Example of “Front” hexes: A Phalanx Infantry unit in hex H7 would have the following two hexes adjacent: G8 & G7 as its “front” hexes.
2) Leader Special Rules:
A Leader attached (stacked with) a friendly unit may cancel one sword hit on the unit in lieu of canceling a retreat hit.
A unit involved in close combat with the support of a Leader may only count one helmet hit amongst those rolled to inflict a hit on an opposing unit.
3) Epirotean Elephant Reserve Special Rules & Shock effect
Once per game the Epirot side can declare before playing their card for their player-turn a special “Elephant Reserve Move”…The Epirot Player may immediately move any of his elephant units not adjacent to the enemy up to 4 hexes as if the elephants were making a normal move, however this move may not enter hexes adjacent to enemy units. After the “Elephant Reserve Move” he plays his card normally and may even have the elephants move again and have combat—being ordered via the card. The Elephant Reserve Move may not be executed during the first three Epirot turns of the game.
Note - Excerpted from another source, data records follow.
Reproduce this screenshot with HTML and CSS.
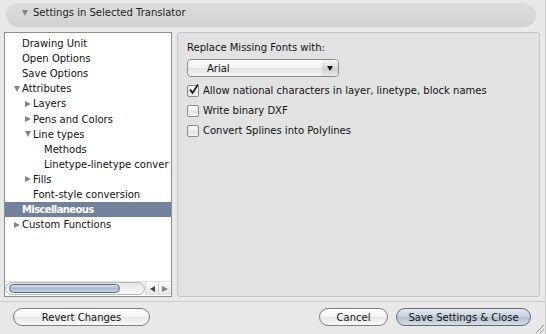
FILE: index.html
```html
<!DOCTYPE html>
<html lang="en">
<head>
    <meta charset="UTF-8">
    <title>Settings in Selected Translator</title>
    <link rel="stylesheet" href="styles.css">
</head>
<body>
    <div class="okno">
        <div class="glava">
            <span class="tri dol"></span>
            <span>Settings in Selected Translator</span>
        </div>

        <div class="vsebina">
            <div class="drevo">
                <div class="seznam">
                    <div class="vrsta n0">Drawing Unit</div>
                    <div class="vrsta n0">Open Options</div>
                    <div class="vrsta n0">Save Options</div>
                    <div class="vrsta n0"><span class="tri dol"></span>Attributes</div>
                    <div class="vrsta n1"><span class="tri desno"></span>Layers</div>
                    <div class="vrsta n1"><span class="tri desno"></span>Pens and Colors</div>
                    <div class="vrsta n1"><span class="tri dol"></span>Line types</div>
                    <div class="vrsta n2">Methods</div>
                    <div class="vrsta n2">Linetype-linetype conver</div>
                    <div class="vrsta n1"><span class="tri desno"></span>Fills</div>
                    <div class="vrsta n1">Font-style conversion</div>
                    <div class="vrsta n0 izbran">Miscellaneous</div>
                    <div class="vrsta n0"><span class="tri desno"></span>Custom Functions</div>
                </div>
                <div class="drsnik">
                    <div class="sled"><div class="rocaj"></div></div>
                    <div class="puscica"><span class="tri levo"></span></div>
                    <div class="puscica"><span class="tri desno"></span></div>
                </div>
            </div>

            <div class="plosca">
                <div class="oznaka">Replace Missing Fonts with:</div>
                <div class="izbira">
                    <span>Arial</span>
                    <span class="izbira-gumb"><span class="tri dol"></span></span>
                </div>
                <label class="polje"><span class="kvadrat oznacen">
                    <svg width="11" height="11" viewBox="0 0 11 11"><path d="M2 5.5 L4.5 9 L10 0.5" fill="none" stroke="#1d1d1d" stroke-width="1.8"/></svg>
                </span>Allow national characters in layer, linetype, block names</label>
                <label class="polje"><span class="kvadrat"></span>Write binary DXF</label>
                <label class="polje"><span class="kvadrat"></span>Convert Splines into Polylines</label>
            </div>
        </div>

        <div class="noga">
            <button class="gumb revert">Revert Changes</button>
            <span class="presledek"></span>
            <button class="gumb cancel">Cancel</button>
            <button class="gumb privzet">Save Settings &amp; Close</button>
        </div>
        <div class="rocka"></div>
    </div>
</body>
</html>
```

FILE: styles.css
```css
* {
    box-sizing: border-box;
}

body {
    margin: 0;
    background-color: #e8e8e8;
    font-family: "DejaVu Sans", "Lucida Grande", sans-serif;
    font-size: 10px;
    color: #111;
}

.okno {
    position: relative;
    width: 546px;
    height: 334px;
    display: flex;
    flex-direction: column;
    border-right: 1px solid #d0d0d0;
}

.glava {
    margin: 3px 9px 0 6px;
    height: 24px;
    border-radius: 12px;
    background: linear-gradient(#dcdcdc, #d2d2d2);
    display: flex;
    align-items: center;
    padding: 0 0 5px 16px;
    gap: 5px;
    color: #222;
}

.tri {
    display: inline-block;
    width: 0;
    height: 0;
}

.tri.dol {
    border-left: 3.5px solid transparent;
    border-right: 3.5px solid transparent;
    border-top: 6px solid #858585;
}

.tri.desno {
    border-top: 3.5px solid transparent;
    border-bottom: 3.5px solid transparent;
    border-left: 6px solid #858585;
}

.tri.levo {
    border-top: 3px solid transparent;
    border-bottom: 3px solid transparent;
    border-right: 5px solid #444;
}

.vsebina {
    display: flex;
    gap: 5px;
    margin: 5px 5px 0 4px;
    height: 265px;
}

.drevo {
    width: 168px;
    background-color: white;
    border: 1px solid #8e8e8e;
    display: flex;
    flex-direction: column;
}

.seznam {
    flex: 1;
    padding-top: 3px;
    overflow: hidden;
}

.vrsta {
    height: 15.1px;
    line-height: 15px;
    white-space: nowrap;
    display: flex;
    align-items: center;
}

.vrsta .tri {
    margin-right: 2px;
}

.n0 {
    padding-left: 17px;
}

.n0 .tri {
    margin-left: -8px;
}

.n1 {
    padding-left: 28px;
}

.n1 .tri {
    margin-left: -8px;
}

.n2 {
    padding-left: 39px;
}

.izbran {
    background-color: #73829c;
    color: white;
    font-weight: bold;
    letter-spacing: -0.6px;
}

.drsnik {
    height: 14px;
    display: flex;
    margin: 0 0 1px 0;
    border-top: 1px solid #e4e4e4;
}

.sled {
    flex: 1;
    border: 1px solid #b8b8b8;
    border-radius: 7px;
    background: linear-gradient(#e4e4e4, #fafafa);
    padding: 1px 24px 1px 3px;
}

.rocaj {
    height: 100%;
    border: 1px solid #536580;
    border-radius: 6px;
    background: linear-gradient(#dbe3ee, #a9b8cc 50%, #c7d3e2);
}

.puscica {
    width: 13px;
    display: flex;
    align-items: center;
    justify-content: center;
    border-left: 1px solid #d4d4d4;
    background: linear-gradient(#fdfdfd, #e4e4e4);
}

.plosca {
    flex: 1;
    background-color: #e2e2e2;
    border: 1px solid #c4c4c4;
    border-radius: 3px;
    padding: 8px 0 0 9px;
}

.oznaka {
    height: 14px;
    line-height: 14px;
    margin-bottom: 4px;
}

.izbira {
    width: 152px;
    height: 18px;
    border: 1px solid #8d8d8d;
    border-radius: 4px;
    background: linear-gradient(#ffffff, #f0f0f0 50%, #e3e3e3 51%, #f4f4f4);
    display: flex;
    align-items: center;
    justify-content: space-between;
    padding-left: 19px;
    margin-bottom: 7px;
}

.izbira-gumb {
    width: 16px;
    height: 100%;
    display: flex;
    align-items: center;
    justify-content: center;
    border-radius: 0 3px 3px 0;
    background: linear-gradient(#f6f6f6, #dadada 50%, #cfcfcf 51%, #e8e8e8);
}

.izbira-gumb .tri.dol {
    border-top-color: #111;
    border-left-width: 3px;
    border-right-width: 3px;
    border-top-width: 5px;
}

.polje {
    display: flex;
    align-items: center;
    gap: 4px;
    height: 13px;
    margin-bottom: 7px;
}

.kvadrat {
    width: 12px;
    height: 12px;
    border: 1px solid #8a8a8a;
    border-radius: 2px;
    background: linear-gradient(#ffffff, #ececec 50%, #e2e2e2 51%, #f4f4f4);
    position: relative;
}

.kvadrat svg {
    position: absolute;
    left: 0;
    top: -2px;
}

.noga {
    margin-top: 4px;
    border-top: 1px solid #c9c9c9;
    display: flex;
    align-items: center;
    padding: 6px 14px 0 13px;
    gap: 8px;
}

.presledek {
    flex: 1;
}

.gumb {
    height: 18px;
    border: 1px solid #7d7d7d;
    border-radius: 9px;
    background: linear-gradient(#ffffff, #f4f4f4 50%, #e6e6e6 51%, #fafafa);
    font-family: inherit;
    font-size: 10px;
    color: #111;
    padding: 0;
}

.revert {
    width: 137px;
}

.cancel {
    width: 69px;
}

.privzet {
    width: 135px;
    border-color: #5d6a7e;
    background: linear-gradient(#e6ebf2, #c5cfdc 50%, #b3bfcf 51%, #d6dee9);
}

.rocka {
    position: absolute;
    right: 1px;
    bottom: 1px;
    width: 10px;
    height: 10px;
    background: repeating-linear-gradient(135deg, transparent 0 2px, #9a9a9a 2px 3px);
    clip-path: polygon(100% 0, 100% 100%, 0 100%);
}
```
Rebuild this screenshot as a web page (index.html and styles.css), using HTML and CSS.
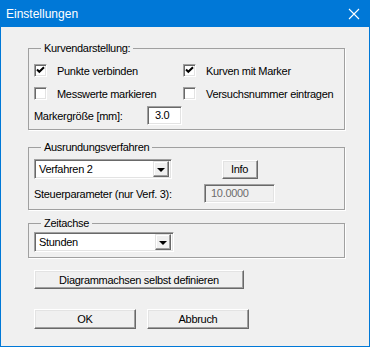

Since this was the first time in history the Romans ever faced elephants, each Epirot elephant unit while at full strength (two blocks) gets a +1 dice bonus throughout the battle when in close combat or battle back.
4) Megacles and Pyrrhus and the Armor Switch
Before the battle an annalist tells us, for some now obscure reason we are told that Pyrrhus switched armor with his favorite general Megacles. When Megacles was struck down a brief panic ensued in the ranks of the Epirot Army until the king showed his face among the ranks of the phalanx.
General Rule: When the first Epirot Leader is eliminated in combat roll one die: on a Swords or Helmet result—Pyrrhus has been eliminated (probably killed or sorely wounded) any other result means that Megacles gets the chop. If Pyrrhus is eliminated the Roman Player may select three Epirot Phalanx units to each lose one block immediately—Phalanx units may not be eliminated by this subtraction.